Reading large XML files presents many of the same problems. The XMLDocument does not scale well in terms of memory use when large amounts of XML are loaded into it. The solution appears to be to use the XMLTextReader.
This is a better method which works pretty well, but the XMLTextReader doesn’t allow me to use XPath to pull items out of the XML data, and imposes an unfamiliar (to me, at least) pseudo-event driven model for reading items from the XML file.
For certain types of XML file, specifically those where the file is made up of many repeated sections (think large RSS file with many <item> elements), I prefer to use a combination of an XMLTextReader to parse the file as a whole, reading the repeated items into an XMLDocument to process them. This ensures that only a small amount of XML is loaded into an XMLDocument at a time, and still allows me to use XPath within individual elements. It’s not as easy or powerful as loading the entire document into an XMLDocument would be, but it’s far cheaper in terms of memory usage.
To illustrate, see the code sample below.
Dim xtrInput As XmlTextReader
Dim xdItem As XmlDocument
xtrInput = New XmlTextReader("sample.xml")
While xtrInput.Read
While xtrInput.NodeType = XmlNodeType.Element AndAlso xtrInput.Name.ToLower() = "job"
xdItem = New XmlDocument
xdItem.LoadXml(xtrInput.ReadOuterXml())
'Process xdItem here
End While
End While
xtrInput.Close()
A sample input file to the above code might look like this:
<?xml version="1.0" encoding="iso-8859-1"?>
<jobs>
<job>
<title> Test Job Title 1 </title>
<description> Test Description 1</description>
<salary> £10,000 pa </salary>
<location> Test Location 1 </location>
</job>
<job>
<title> Test Job Title 2 </title>
<description> Test Description 2</description>
<salary> £10,000 pa </salary>
<location> Test Location 2 </location>
</job>
<job>
<title> Test Job Title 3 </title>
<description> Test Description 3</description>
<salary> £10,000 pa </salary>
<location> Test Location 3 </location>
</job>
</jobs>
The outer while loop reads through the xml file one node at a time until it runs out of data, at which point the loop exits and the file closes.
Within the outer loop is another While loop which checks to see whether the XMLTextReader is positioned on an element start node of with a name I’m interested in – in this case a <job> element.
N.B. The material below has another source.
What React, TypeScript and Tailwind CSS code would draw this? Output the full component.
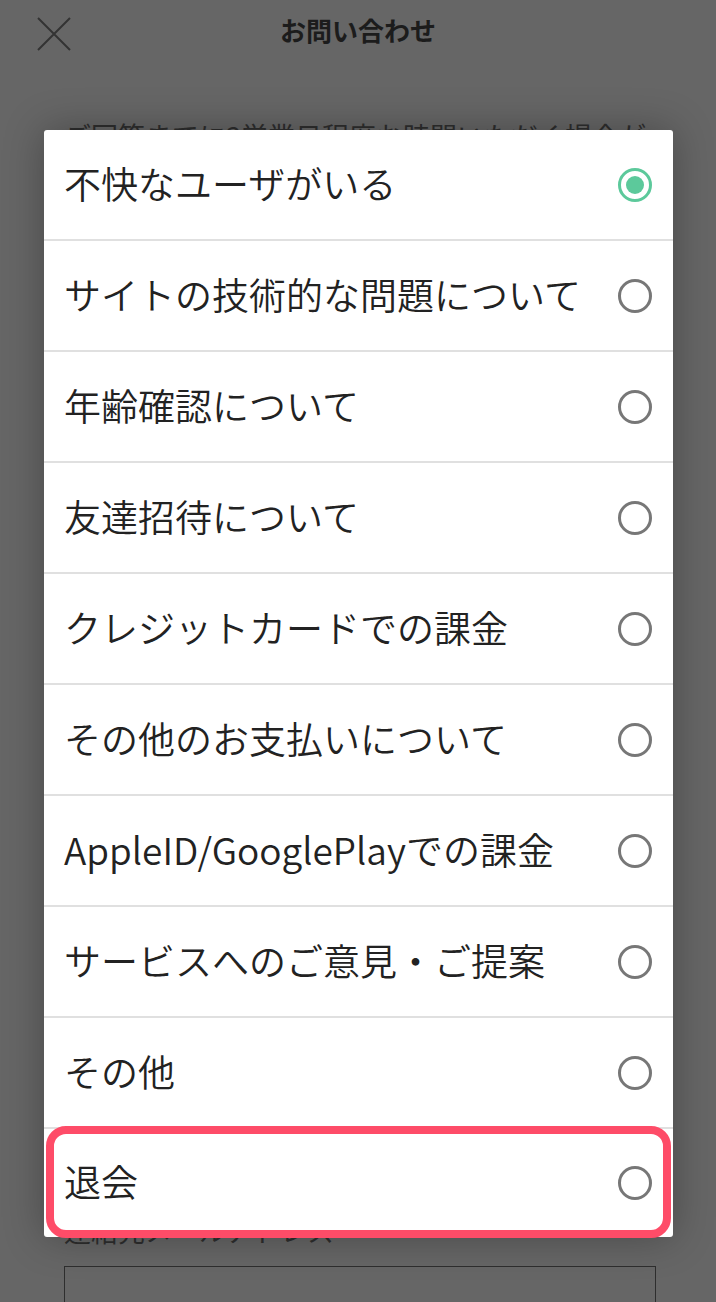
import React from "react";

const options = [
  "不快なユーザがいる",
  "サイトの技術的な問題について",
  "年齢確認について",
  "友達招待について",
  "クレジットカードでの課金",
  "その他のお支払いについて",
  "AppleID/GooglePlayでの課金",
  "サービスへのご意見・ご提案",
  "その他",
  "退会",
];

function Radio({ checked }: { checked: boolean }) {
  return (
    <svg width="36" height="36" viewBox="0 0 36 36" className="shrink-0">
      <circle
        cx="18"
        cy="18"
        r="15.5"
        fill="none"
        stroke={checked ? "#5cc99b" : "#777777"}
        strokeWidth="3"
      />
      {checked && <circle cx="18" cy="18" r="9" fill="#5cc99b" />}
    </svg>
  );
}

export default function App() {
  return (
    <div
      className="relative w-[716px] h-[1302px] overflow-hidden bg-[#666666]"
      style={{ fontFamily: '"Noto Sans CJK JP", "Noto Sans", sans-serif' }}
    >
      {/* background page (dimmed) */}
      <div className="flex flex-col">
        <div className="relative h-[68px] flex items-center justify-center">
          <svg
            className="absolute left-[37px] top-[17px]"
            width="34"
            height="34"
            viewBox="0 0 34 34"
          >
            <path d="M1 1 L33 33 M33 1 L1 33" stroke="#333333" strokeWidth="2" />
          </svg>
          <div className="text-[26px] font-bold text-[#1c1c1c] leading-none mt-[-8px]">
            お問い合わせ
          </div>
        </div>
        <div className="pl-[64px] pr-[60px] mt-[46px] text-[27px] leading-[44px] text-[#2e2e2e] h-[1097px] overflow-hidden">
          ご回答までに3営業日程度お時間いただく場合がございます。あらかじめご了承ください。
        </div>
        <div className="pl-[64px] text-[27px] leading-[40px] text-[#2e2e2e]">
          連絡先メールアドレス
        </div>
        <div className="ml-[64px] mt-[15px] w-[592px] h-[100px] border border-[#2e2e2e]" />
      </div>

      {/* modal */}
      <div className="absolute left-[44px] top-[130px] w-[629px] bg-white rounded-[3px] shadow-[0_0_40px_rgba(0,0,0,0.3)]">
        <div className="flex flex-col">
          {options.map((o, i) => {
            const last = i === options.length - 1;
            return (
              <div
                key={o}
                className={
                  last
                    ? "h-[108px] flex items-center justify-between pl-[20px] pr-[20px]"
                    : "h-[111px] flex items-center justify-between pl-[20px] pr-[20px] border-b-2 border-[#e0e0e0]"
                }
              >
                <span className="text-[37px] font-[350] leading-none text-[#222222] whitespace-nowrap mt-[-3px]">
                  {o}
                </span>
                <Radio checked={i === 0} />
              </div>
            );
          })}
        </div>
        <div className="absolute left-[2px] right-[2px] top-[996px] h-[112px] border-[8px] border-[#fe4c68] rounded-[20px]" />
      </div>
    </div>
  );
}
If that is the case, I read the entire element into an XMLDocument called xdItem, by calling ReadOuterXml on the XMLTextReader. As well as giving me the XML for the current node and any children, this call also moves the XMLTextReader’s file pointer onto the next sibling node of the current <job> node, so the next time I loop around the while loop the XMLTextReader is immediately on another <job> node, so I process the next one, and so on. This continues until I run out of <job> nodes.
Once the <job> element and its children are loaded into the XMLDocument I can use all the familiar XMLDocument ways to extract content from any elements and/or attributes in the <job>.
As an aside, if I were deploying the above code to production I’d wrap the creation of the xdItem and any subsequent processing in a Try…Catch. This means that any unexpected errors in an individual <job> item do not stop the rest of the file being processed.
The code I’ve outlined here is capable of reading in and processing XML files of practically any size and doesn’t suffer from the memory problems associated with loading large files into XMLDocuments. If it fits what you’re intending to do, by all means use it. If you come up with any improvements, please post your thoughts in the comments.